Unfortunately customers cannot even just switch to a tier that fits their needs better because the tiers are so unevenly distributed. For example a lot of customers would find the second lowest (and least expensive) tier to be excessive. Not too many people need 12Mbps speed or 60GB per month. However the next lowest tier is only 3Mbps with a cap of 15GB per month. Why in the world is there not a tier in the middle that provides ~6Mbps with 30GB per month? Because then customers are force to either go down a level to one which is too tight and get nailed with $4/GB over every month or go up a level to one that is too much for their needs and pay a higher monthly rate. Again, this is not by accident. They do this on purpose in order to squeeze every last penny they can out of customers.

This is specifically about Rogers’ Internet service, however because mobile phones are subject to bandwidth limits and overage charges, I would not be surprised if it applied in exactly the same way to their wireless phone service as well.

I wish I could say that this sort of behavior surprises me, but unfortunately I have come to expect very little from Rogers. This company has time and again proven itself to be a disgusting, money-grubbing, customer-abusing, greedy, manipulative, lying, fraudulent company. Customers should call them (1-888-Rogers1) and demand to talk to the highest level person that is available and demand that Rogers provide an up-to-the-second and kilo-byte accurate way for them to monitor their own Internet and mobile-phone usage. They should also demand more appropriate caps and overage charges and better tier distribution.

Another example of Rogers’ ongoing deplorable behavior is their continuing throttling of customers’ bandwidth despite being ordered to stop it almost two years ago by the CRTC, saying that they did stop, getting caught lying, saying they would stop, and yet continuing to do so. I am glad that Ted Rogers is dead and wish the same for the other executive rapists of that disgusting pile of garbage.

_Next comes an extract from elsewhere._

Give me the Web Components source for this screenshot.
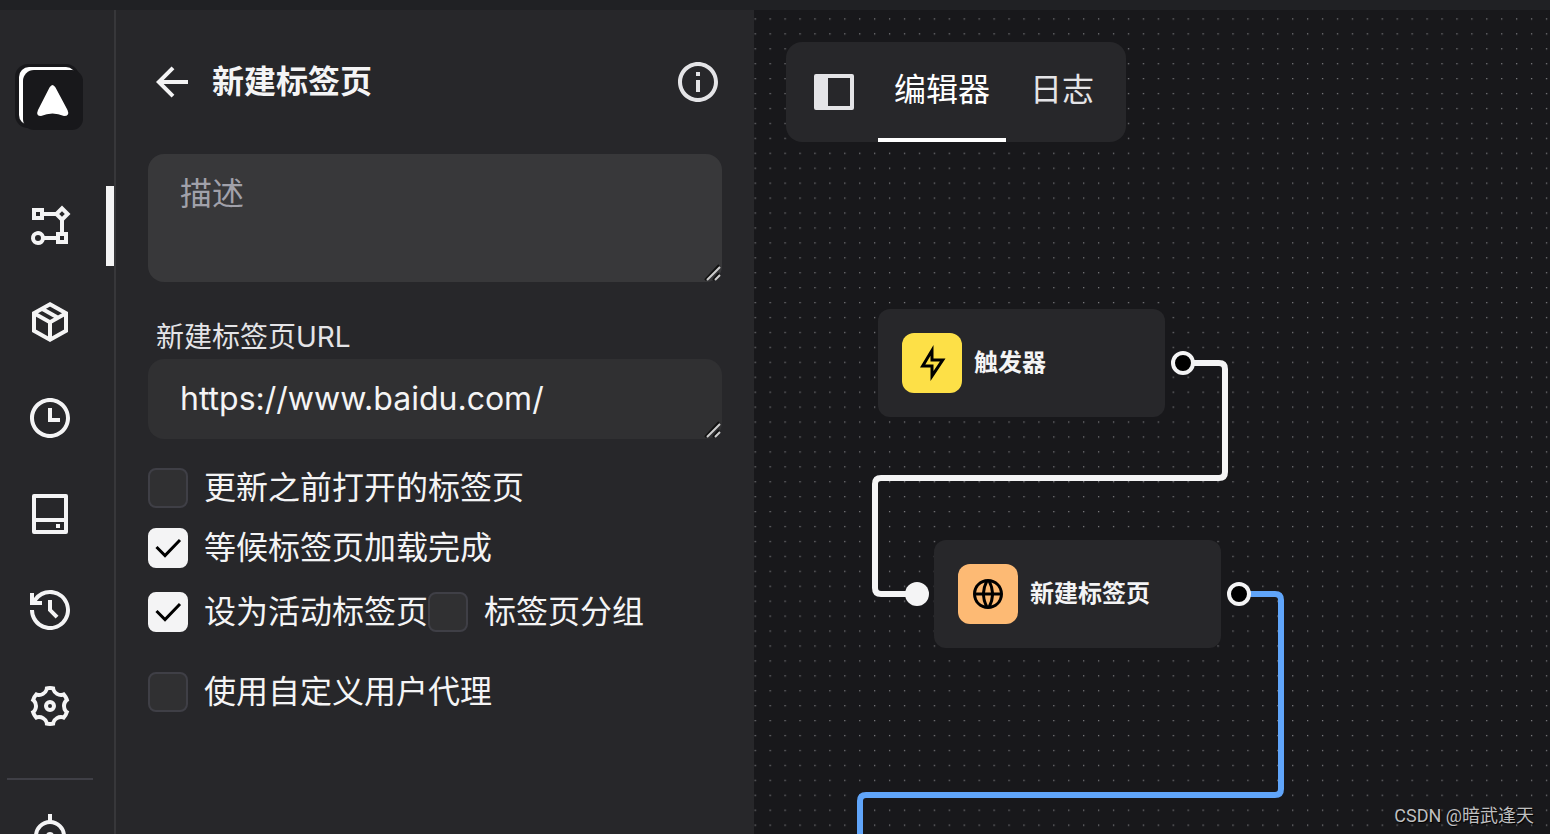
<!DOCTYPE html>
<html lang="zh-CN">
<head>
<meta charset="utf-8">
<title>新建标签页</title>
<style>
  html, body {
    height: 100%;
    margin: 0;
  }
  body {
    --panel: #27272a;
    --canvas: #18181b;
    --light: #f4f4f5;
    --muted: #e4e4e7;
    background: var(--canvas);
    color: var(--light);
    font-family: Inter, "Noto Sans CJK SC", sans-serif;
    font-size: 32px;
    line-height: 48px;
  }
</style>
</head>
<body>
<workflow-app></workflow-app>

<script>
const ICONS = {
  flow: '<path d="M6 21.5a3.5 3.5 0 1 1 3.355-4.5H15v-2h2V9.242L14.757 7H9v2H3V3h6v2h5.757L18 1.756 22.243 6 19 9.241V15h2v6h-6v-2H9.355A3.5 3.5 0 0 1 6 21.5zm0-5a1.5 1.5 0 1 0 0 3 1.5 1.5 0 0 0 0-3zM19 17h-2v2h2v-2zM18 4.586L16.586 6 18 7.414 19.414 6 18 4.586zM7 5H5v2h2V5z"/>',
  box: '<path d="M12 3.100l8 4.500v8.800l-8 4.500-8-4.500V7.600zM4 7.600l8 4.500 8-4.500M12 12.100v8.800M8 5.350l8 4.500" fill="none" stroke="currentColor" stroke-width="2"/>',
  clock: '<path d="M12 22C6.477 22 2 17.523 2 12S6.477 2 12 2s10 4.477 10 10-4.477 10-10 10zm0-2a8 8 0 1 0 0-16 8 8 0 0 0 0 16zm1-8h4v2h-6V7h2v5z"/>',
  storage: '<path d="M5 14h14V4H5v10zm0 2v4h14v-4H5zM4 2h16a1 1 0 0 1 1 1v18a1 1 0 0 1-1 1H4a1 1 0 0 1-1-1V3a1 1 0 0 1 1-1zm11 15h2v2h-2v-2z"/>',
  history: '<path d="M12 2c5.523 0 10 4.477 10 10s-4.477 10-10 10S2 17.523 2 12h2a8 8 0 1 0 1.385-4.500H8v2H2v-6h2V6a9.980 9.980 0 0 1 8-4zm1 5v4.585l3.243 3.243-1.415 1.415L11 12.413V7h2z"/>',
  settings: '<path d="M3.340 17a10.018 10.018 0 0 1-.978-2.326 3 3 0 0 0 .002-5.347A9.990 9.990 0 0 1 4.865 4.990a3 3 0 0 0 4.631-2.674 9.990 9.990 0 0 1 5.007.002 3 3 0 0 0 4.632 2.672c.579.590 1.093 1.261 1.525 2.010.433.749.757 1.526.978 2.326a3 3 0 0 0-.002 5.347 9.990 9.990 0 0 1-2.501 4.337 3 3 0 0 0-4.631 2.674 9.990 9.990 0 0 1-5.007-.002 3 3 0 0 0-4.632-2.672A10.018 10.018 0 0 1 3.340 17zm5.660.196a4.993 4.993 0 0 1 2.250 2.770c.499.047 1 .048 1.499.001A4.993 4.993 0 0 1 15 17.197a4.993 4.993 0 0 1 3.525-.565c.290-.408.540-.843.748-1.298A4.993 4.993 0 0 1 18 12c0-1.260.470-2.437 1.273-3.334a8.126 8.126 0 0 0-.750-1.298A4.993 4.993 0 0 1 15 6.804a4.993 4.993 0 0 1-2.250-2.770c-.499-.047-1-.048-1.499-.001A4.993 4.993 0 0 1 9 6.803a4.993 4.993 0 0 1-3.525.565 7.990 7.990 0 0 0-.748 1.298A4.993 4.993 0 0 1 6 12c0 1.260-.470 2.437-1.273 3.334a8.126 8.126 0 0 0 .750 1.298A4.993 4.993 0 0 1 9 17.196zM12 15a3 3 0 1 1 0-6 3 3 0 0 1 0 6zm0-2a1 1 0 1 0 0-2 1 1 0 0 0 0 2z"/>',
  locate: '<circle cx="12" cy="12" r="7" fill="none" stroke="currentColor" stroke-width="2"/><circle cx="12" cy="12" r="2"/><path d="M11 1h2v4h-2zM11 19h2v4h-2zM1 11h4v2H1zM19 11h4v2h-4z"/>',
  back: '<path d="M7.828 11H20v2H7.828l5.364 5.364-1.414 1.414L4 12l7.778-7.778 1.414 1.414z"/>',
  info: '<path d="M12 22C6.477 22 2 17.523 2 12S6.477 2 12 2s10 4.477 10 10-4.477 10-10 10zm0-2a8 8 0 1 0 0-16 8 8 0 0 0 0 16zM11 7h2v2h-2V7zm0 4h2v6h-2v-6z"/>',
  layout: '<path d="M3 3h18a1 1 0 0 1 1 1v16a1 1 0 0 1-1 1H3a1 1 0 0 1-1-1V4a1 1 0 0 1 1-1zm6 2v14h11V5H9z"/>',
  flash: '<path d="M13 9h8L11 24v-9H4l9-15v9zm-2 2V7.220L7.532 13H13v4.394L17.263 11H11z"/>',
  globe: '<path d="M12 22C6.477 22 2 17.523 2 12S6.477 2 12 2s10 4.477 10 10-4.477 10-10 10zm-2.290-2.333A17.900 17.900 0 0 1 8.027 13H4.062a8.008 8.008 0 0 0 5.648 6.667zM10.030 13c.151 2.439.848 4.730 1.970 6.752A15.905 15.905 0 0 0 13.970 13h-3.940zm9.908 0h-3.965a17.900 17.900 0 0 1-1.683 6.667A8.008 8.008 0 0 0 19.938 13zM4.062 11h3.965A17.900 17.900 0 0 1 9.710 4.333 8.008 8.008 0 0 0 4.062 11zm5.969 0h3.938A15.905 15.905 0 0 0 12 4.248 15.905 15.905 0 0 0 10.030 11zm4.259-6.667A17.900 17.900 0 0 1 15.973 11h3.965a8.008 8.008 0 0 0-5.648-6.667z"/>'
};

// Icon on a 24 unit grid, e.g. <ui-icon name="clock">
class UiIcon extends HTMLElement {
  constructor() {
    super();
    this.attachShadow({ mode: 'open' });
  }

  connectedCallback() {
    this.shadowRoot.innerHTML = `
      <style>
        :host { display: block; flex: none; width: var(--icon-size, 48px); height: var(--icon-size, 48px); }
        svg { display: block; width: 100%; height: 100%; fill: currentColor; }
      </style>
      <svg viewBox="0 0 24 24" aria-hidden="true">${ICONS[this.getAttribute('name')]}</svg>
      `;
  }
}

class NavButton extends HTMLElement {
  constructor() {
    super();
    this.attachShadow({ mode: 'open' });
    this.shadowRoot.innerHTML = `
      <style>
        :host { display: block; }
        button {
          display: flex;
          align-items: center;
          justify-content: center;
          box-sizing: border-box;
          width: 100%;
          height: 80px;
          padding: 0 6px 0 0;
          border: 0;
          border-right: 8px solid transparent;
          background: none;
          color: var(--light);
        }
        :host([active]) button { border-right-color: var(--light); }
      </style>
      <button type="button"><slot></slot></button>
      `;
  }

  connectedCallback() {
    this.shadowRoot.querySelector('button').setAttribute('aria-label', this.getAttribute('label'));
  }
}

class AppSidebar extends HTMLElement {
  constructor() {
    super();
    this.attachShadow({ mode: 'open' });
    this.shadowRoot.innerHTML = `
      <style>
        :host {
          display: flex;
          flex-direction: column;
          flex: none;
          box-sizing: border-box;
          width: 116px;
          overflow: hidden;
          background: var(--panel);
          border-right: 2px solid #37373a;
        }
        .logo { display: block; flex: none; width: 72px; height: 72px; margin: 52px 0 0 13px; }
        nav { display: flex; flex-direction: column; gap: 16px; margin-top: 52px; }
        hr { flex: none; width: 86px; height: 2px; margin: 32px 0 16px 7px; border: 0; background: #3f3f46; }
      </style>
      <svg class="logo" viewBox="0 0 72 72" aria-hidden="true">
        <rect x="2" y="2" width="64" height="64" rx="13" fill="#18181b"/>
        <rect x="6" y="5" width="57" height="58" rx="10" fill="#fff"/>
        <rect x="10" y="8" width="60" height="60" rx="11" fill="#18181b"/>
        <path d="M36.500 25.500Q39.500 20.500 42.500 25.500L54.500 48Q57 54 51 54Q39.500 49 28 54Q22.500 54 25 48z" fill="#fff"/>
      </svg>
      <nav>
        <nav-button label="工作流" active><ui-icon name="flow"></ui-icon></nav-button>
        <nav-button label="模块"><ui-icon name="box"></ui-icon></nav-button>
        <nav-button label="计划"><ui-icon name="clock"></ui-icon></nav-button>
        <nav-button label="存储"><ui-icon name="storage"></ui-icon></nav-button>
        <nav-button label="日志"><ui-icon name="history"></ui-icon></nav-button>
        <nav-button label="设置"><ui-icon name="settings"></ui-icon></nav-button>
      </nav>
      <hr>
      <nav-button label="选择器"><ui-icon name="locate"></ui-icon></nav-button>
      `;
  }
}

// Multi-line box with an optional label above it
class TextField extends HTMLElement {
  constructor() {
    super();
    this.attachShadow({ mode: 'open' });
    this.shadowRoot.innerHTML = `
      <style>
        :host { display: block; }
        label { display: block; padding-left: 8px; font-size: 28px; line-height: 44px; color: var(--muted); }
        label:empty { display: none; }
        .box { position: relative; }
        textarea {
          display: block;
          box-sizing: border-box;
          width: 100%;
          padding: 16px 32px;
          border: 0;
          border-radius: 16px;
          outline: 0;
          overflow: hidden;
          resize: none;
          background: var(--field, #303032);
          color: var(--light);
          font: inherit;
        }
        textarea::placeholder { color: #a1a1aa; opacity: 1; }
        .grip { position: absolute; right: 0; bottom: 0; width: 18px; height: 18px; }
      </style>
      <label for="input"></label>
      <div class="box">
        <textarea id="input" spellcheck="false"></textarea>
        <svg class="grip" viewBox="0 0 18 18" fill="none" aria-hidden="true">
          <path d="M1 16L15 1M9 16L15 9" stroke="#111" stroke-width="2"/>
          <path d="M3 16L16 3M11 16L16 11" stroke="#ccc" stroke-width="2"/>
        </svg>
      </div>
      `;
  }

  connectedCallback() {
    const input = this.shadowRoot.querySelector('textarea');
    this.shadowRoot.querySelector('label').textContent = this.getAttribute('label') || '';
    input.rows = this.getAttribute('rows') || 1;
    input.placeholder = this.getAttribute('placeholder') || '';
    input.value = this.getAttribute('value') || '';
    if (!this.hasAttribute('label'))
      input.setAttribute('aria-label', input.placeholder);
  }
}

class CheckOption extends HTMLElement {
  constructor() {
    super();
    this.attachShadow({ mode: 'open' });
    this.shadowRoot.innerHTML = `
      <style>
        :host { display: block; }
        label { display: flex; align-items: center; gap: 16px; height: 40px; white-space: nowrap; }
        .mark { display: grid; flex: none; width: 40px; height: 40px; }
        input, svg { grid-area: 1 / 1; }
        input {
          appearance: none;
          box-sizing: border-box;
          width: 40px;
          height: 40px;
          margin: 0;
          border: 2px solid #3f3f46;
          border-radius: 8px;
          background: #303032;
        }
        input:checked { border-color: var(--light); background: var(--light); }
        svg { width: 40px; height: 40px; visibility: hidden; pointer-events: none; }
        input:checked + svg { visibility: visible; }
      </style>
      <label>
        <span class="mark">
          <input type="checkbox">
          <svg viewBox="0 0 40 40" fill="none" stroke="#000" stroke-width="3" aria-hidden="true"><path d="M8.500 19l8.500 8.500 15-15.500"/></svg>
        </span>
        <slot></slot>
      </label>
      `;
  }

  connectedCallback() {
    this.shadowRoot.querySelector('input').checked = this.hasAttribute('checked');
  }
}

class EditPanel extends HTMLElement {
  constructor() {
    super();
    this.attachShadow({ mode: 'open' });
    this.shadowRoot.innerHTML = `
      <style>
        :host {
          display: block;
          flex: none;
          box-sizing: border-box;
          width: 638px;
          padding: 48px 32px;
          background: var(--panel);
        }
        header { display: flex; align-items: center; gap: 16px; margin-bottom: 48px; }
        h1 { flex: 1; margin: 0; font-size: 32px; line-height: 48px; font-weight: 700; }
        button { padding: 0; border: 0; background: none; color: inherit; }
        .info { color: var(--muted); }
        .desc { --field: #38383a; margin-bottom: 33px; }
        .options { display: flex; flex-direction: column; margin-top: 29px; }
        .row { display: flex; margin: 24px 0 40px; }
        .second { margin-top: 20px; }
      </style>
      <header>
        <button type="button" aria-label="返回"><ui-icon name="back"></ui-icon></button>
        <h1>新建标签页</h1>
        <button class="info" type="button" aria-label="帮助"><ui-icon name="info"></ui-icon></button>
      </header>
      <text-field class="desc" placeholder="描述" rows="2"></text-field>
      <text-field label="新建标签页URL" value="https://www.baidu.com/"></text-field>
      <div class="options">
        <check-option>更新之前打开的标签页</check-option>
        <check-option class="second" checked>等候标签页加载完成</check-option>
        <div class="row">
          <check-option checked>设为活动标签页</check-option>
          <check-option>标签页分组</check-option>
        </div>
        <check-option>使用自定义用户代理</check-option>
      </div>
      `;
  }
}

class EditorTabs extends HTMLElement {
  constructor() {
    super();
    this.attachShadow({ mode: 'open' });
    this.shadowRoot.innerHTML = `
      <style>
        :host {
          display: inline-flex;
          box-sizing: border-box;
          height: 100px;
          padding: 0 16px 0 24px;
          border-radius: 16px;
          background: var(--panel);
        }
        button {
          padding: 0 16px;
          border: 0;
          border-bottom: 4px solid transparent;
          background: none;
          color: var(--muted);
          font: inherit;
        }
        .toggle { padding: 4px 0 0; margin-right: 20px; }
        .tab { margin-right: 8px; }
        .tab:last-child { margin-right: 0; }
        .active { border-bottom-color: #fff; color: #fff; }
      </style>
      <button class="toggle" type="button" aria-label="切换侧栏"><ui-icon name="layout"></ui-icon></button>
      <button class="tab active" type="button">编辑器</button>
      <button class="tab" type="button">日志</button>
      `;
  }
}

class FlowNode extends HTMLElement {
  constructor() {
    super();
    this.attachShadow({ mode: 'open' });
    this.shadowRoot.innerHTML = `
      <style>
        :host {
          display: flex;
          align-items: center;
          gap: 12px;
          box-sizing: border-box;
          width: 287px;
          padding: 24px;
          border-radius: 12px;
          background: var(--panel);
          font-size: 24px;
          line-height: 36px;
          font-weight: 700;
        }
        .tile {
          --icon-size: 36px;
          display: grid;
          place-items: center;
          width: 60px;
          height: 60px;
          border-radius: 12px;
          background: var(--tile);
          color: #000;
        }
      </style>
      <div class="tile"><slot name="icon"></slot></div>
      <slot></slot>
      `;
  }
}

class FlowCanvas extends HTMLElement {
  constructor() {
    super();
    this.attachShadow({ mode: 'open' });
    this.shadowRoot.innerHTML = `
      <style>
        :host { display: block; position: relative; flex: 1; min-width: 0; overflow: hidden; background: var(--canvas); }
        .layer { position: absolute; left: 0; top: 0; width: 100%; height: 100%; }
        flow-node { position: absolute; }
        .trigger { --tile: #fde047; left: 124px; top: 299px; }
        .new-tab { --tile: #fdba74; left: 180px; top: 530px; }
        editor-tabs { position: absolute; left: 32px; top: 32px; }
        .credit {
          position: absolute;
          right: 16px;
          bottom: 4px;
          color: #bfbfc0;
          font-family: Roboto, "Noto Sans CJK SC", sans-serif;
          font-size: 18px;
          line-height: 28px;
          text-shadow: 1px 1px 1px #000;
        }
      </style>
      <svg class="layer" fill="none" aria-hidden="true">
        <defs>
          <pattern id="dots" width="20" height="20" patternUnits="userSpaceOnUse" patternTransform="translate(.6 8.300) scale(.7465)">
            <rect width="1.700" height="1.700" fill="#7c7c80"/>
          </pattern>
        </defs>
        <rect width="100%" height="100%" fill="url(#dots)"/>
      </svg>
      <flow-node class="trigger"><ui-icon slot="icon" name="flash"></ui-icon>触发器</flow-node>
      <flow-node class="new-tab"><ui-icon slot="icon" name="globe"></ui-icon>新建标签页</flow-node>
      <svg class="layer" fill="none" stroke-width="6" aria-hidden="true">
        <path d="M429 353h36q6 0 6 6v103q0 6-6 6H127q-6 0-6 6v104q0 6 6 6h36" stroke="#f4f4f5"/>
        <path d="M485 584h36q6 0 6 6v189q0 6-6 6H112q-6 0-6 6v900" stroke="#60a5fa"/>
        <circle cx="163" cy="584" r="12" fill="#f4f4f5"/>
        <g fill="#000" stroke="#f4f4f5" stroke-width="4">
          <circle cx="429" cy="353" r="10"/>
          <circle cx="485" cy="584" r="10"/>
        </g>
      </svg>
      <editor-tabs></editor-tabs>
      <div class="credit">CSDN @暗武逢天</div>
      `;
  }
}

class WorkflowApp extends HTMLElement {
  constructor() {
    super();
    this.attachShadow({ mode: 'open' });
    this.shadowRoot.innerHTML = `
      <style>
        :host {
          display: flex;
          box-sizing: border-box;
          height: 100vh;
          overflow: hidden;
          border-top: 10px solid #202124;
        }
      </style>
      <app-sidebar></app-sidebar>
      <edit-panel></edit-panel>
      <flow-canvas></flow-canvas>
      `;
  }
}

customElements.define('ui-icon', UiIcon);
customElements.define('nav-button', NavButton);
customElements.define('app-sidebar', AppSidebar);
customElements.define('text-field', TextField);
customElements.define('check-option', CheckOption);
customElements.define('edit-panel', EditPanel);
customElements.define('editor-tabs', EditorTabs);
customElements.define('flow-node', FlowNode);
customElements.define('flow-canvas', FlowCanvas);
customElements.define('workflow-app', WorkflowApp);
</script>
</body>
</html>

Most people (rightly) complain that there should not be a cap/limit in the first place. They are correct because bandwidth is measured in BPS. The “seconds” in BPS means that bandwidth is transient and therefore cannot be saved or hoarded for later. Either you use it or it is gone forever! There is no sense is limiting people and wasting bandwidth. Unfortunately, ISPs are just like airlines; they overbook so that they don’t waste their service, but end up overbooking over-zealously, and thus selling more than they have, so they have to limit everyone and then take advantage of that fact by charging more for better service.